Schmitt T, Messina DN, Schreiber F, Sonnhammer EL
Brief. Bioinformatics 12 (5) 485-488 [2011-09-00; online 2011-06-11]
There is a great need for standards in the orthology field. Users must contend with different ortholog data representations from each provider, and the providers themselves must independently gather and parse the input sequence data. These burdensome and redundant procedures make data comparison and integration difficult. We have designed two XML-based formats, SeqXML and OrthoXML, to solve these problems. SeqXML is a lightweight format for sequence records-the input for orthology prediction. It stores the same sequence and metadata as typical FASTA format records, but overcomes common problems such as unstructured metadata in the header and erroneous sequence content. XML provides validation to prevent data integrity problems that are frequent in FASTA files. The range of applications for SeqXML is broad and not limited to ortholog prediction.
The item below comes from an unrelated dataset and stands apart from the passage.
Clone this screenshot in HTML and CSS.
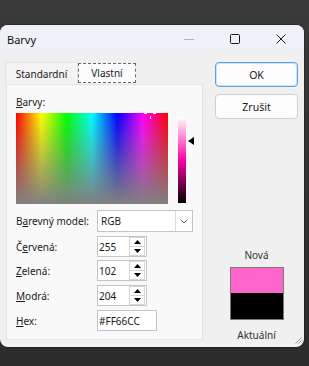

We provide read/write functions for BioJava, BioPerl, and Biopython. OrthoXML was designed to represent ortholog assignments from any source in a consistent and structured way, yet cater to specific needs such as scoring schemes or meta-information. A unified format is particularly valuable for ortholog consumers that want to integrate data from numerous resources, e.g. for gene annotation projects. Reference proteomes for 61 organisms are already available in SeqXML, and 10 orthology databases have signed on to OrthoXML. Adoption by the entire field would substantially facilitate exchange and quality control of sequence and orthology information.